Encouraging the Caribbean private sector to become more dynamic is far from easy. This is not to comment on the largest Caribbean companies – the forty or more enterprises which are multinational, well financed and managed, and are invested in or exporting across the region as well as to North and South America and Europe. Rather it is to focus on the smaller aspirant Caribbean companies and the support they need if they are ever to develop the capacity and technical knowledge to take advantage of the removal of tariff barriers for goods and services.
These are the entities that typically require support of private sector support organisations – known collectively as business support organisations or BSOs – if they are to develop the skills required to export, joint venture or invest. Unfortunately most BSOs in the anglophone Caribbean have little capacity to provide the help that might enable companies to look outwards.
Finding ways to encourage such companies to first consider, then take advantage of the sometimes less than apparent opportunities that new trade arrangements might bring, is among the half dozen biggest challenges the region faces. If the anglophone Caribbean is ever to see growth resulting from trade arrangements of the kind that have been reached with Europe, are being negotiated with Canada and which may in time come from a global deal on trade liberalisation new thinking is required on how best to support business development and develop much stronger BSOs.
In the Caribbean there are broadly four types of organisations representing the private sector and providing support some level of support to their members.
The most prominent of these are the sectoral associations. These are representative, have a clear mandate from their members, are involved in outreach and advocacy at a national regional and international level, and are relatively well funded.
They include the West Indies Rum and Spirits Producers Association, the Caribbean Poultry Association, the Caribbean Association of Indigenous Banks, a nascent Coalition of Service Providers and the Caribbean Hotels and Tourism Association. For the most part these have governance structures that federate national associations in a manner that generally works well, enabling the centre to only take responsibility for a limited number of pre-approved actions or programmes.
Then there are the national umbrella bodies such as the Private Sector Organisation of Jamaica and its counterparts in Barbados or Guyana and elsewhere, the Consejo Nacional de Empresas Privado (CoNEP) in the Dominican Republic and the statutory chambers of commerce to which all businesses have to belong in the French département d’outre-mer.
.These are bodies variously engaged in dialogue with government on national economic policy, national economic development and business outreach, or additionally in the case of the French islands, engaged in discrete quasi-commercial activities such as the management of the national airport.
Next there are the individual chambers of commerce, manufacturers associations, employers’ federations all of variable size and influence and an assortment of smaller and for the most part poorly funded bodies representing often smaller businesses at a national level or in some cases the professions or sectoral interests.
And finally there is the underfunded and under-resourced regional private sector association the Caribbean Association of Industry and Commerce (CAIC) which would like to be able to act as the umbrella for all these bodies but has over the years not managed to bring all the disparate private sector elements into their tent.

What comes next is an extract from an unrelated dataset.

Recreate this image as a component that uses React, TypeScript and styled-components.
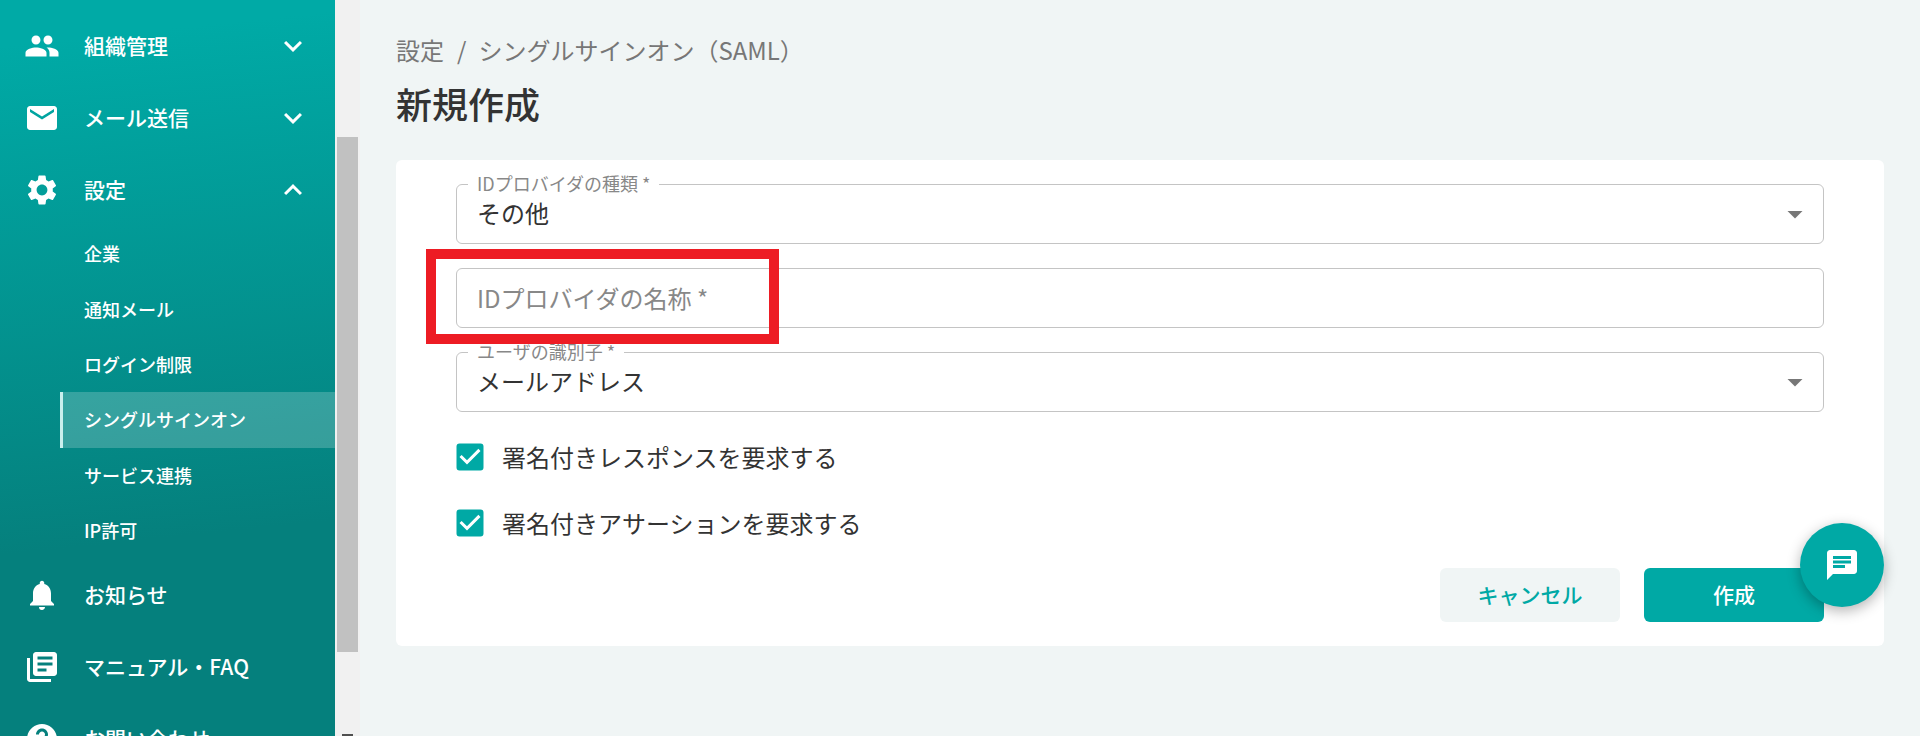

Detailing this complexity indicates why it is so hard for regional institutions or external donors to engage in a dialogue with an outcome that demonstrates that the region has a private sector that can deliver the growth that is meant to arise from the liberalisation of trade or the creation of a Caribbean single market and economy.
It also suggests why previous efforts led by the former Barbados Prime Minister, Owen Arthur, to establish a Caribbean Business Council seem to have run into the sand. The idea was that for the CSME to succeed and for the region’s private sector to take advantage of trade liberalisation there was a role for a formally recognised private sector body that would be able to dialogue with Caricom or the external agencies that might fund business development.
In an ideal world, BSOs would be a ‘one stop shop’ assisting companies to become export ready. However, the majority of such organisations in the Caribbean are not resourced for the intensive support required to develop market intelligence, provide information about funding and business opportunities, organise networking and training opportunities, or work as advocates for private sectors concerns; all key services that BSOs in other parts of the world provide to remain relevant to their members.
This is unlikely to change unless these organisations become financially and functionally viable and are seen to have power democratically derived from their members.
BSOs in the region generate income through a mixture of public funding and private sector subscriptions. Some are also successful in securing development funding from multilateral and bilateral institutions in relation to specific projects. However, in most cases such funding and human resources are limited, stopping them providing any sort of specialist service.
In much of the developed world, in the emerging economies of nations such as Brazil and South Africa, in Mauritius and many of the nations of Central America, business support organisations have come to play a central role in developing with government, strategies to develop exports, joint ventures and a national approach to economic priorities. This leads governments to have their ambassadors and diplomats help open markets and identify business opportunity.
Companies, before they act, need to see where there is an opportunity for profit, the time-scale over which there will be a return and whether finance and other forms of support are available. They also have to have the vision and motivation to convince their shareholders or investors to risk their capital. For anyone in the private sector this is self evident but often not so when it comes to Caribbean government or agencies that never have to risk their own capital or livelihoods.
If the productive economic sector in the anglophone Caribbean is not to be left behind these are matters that urgently require review.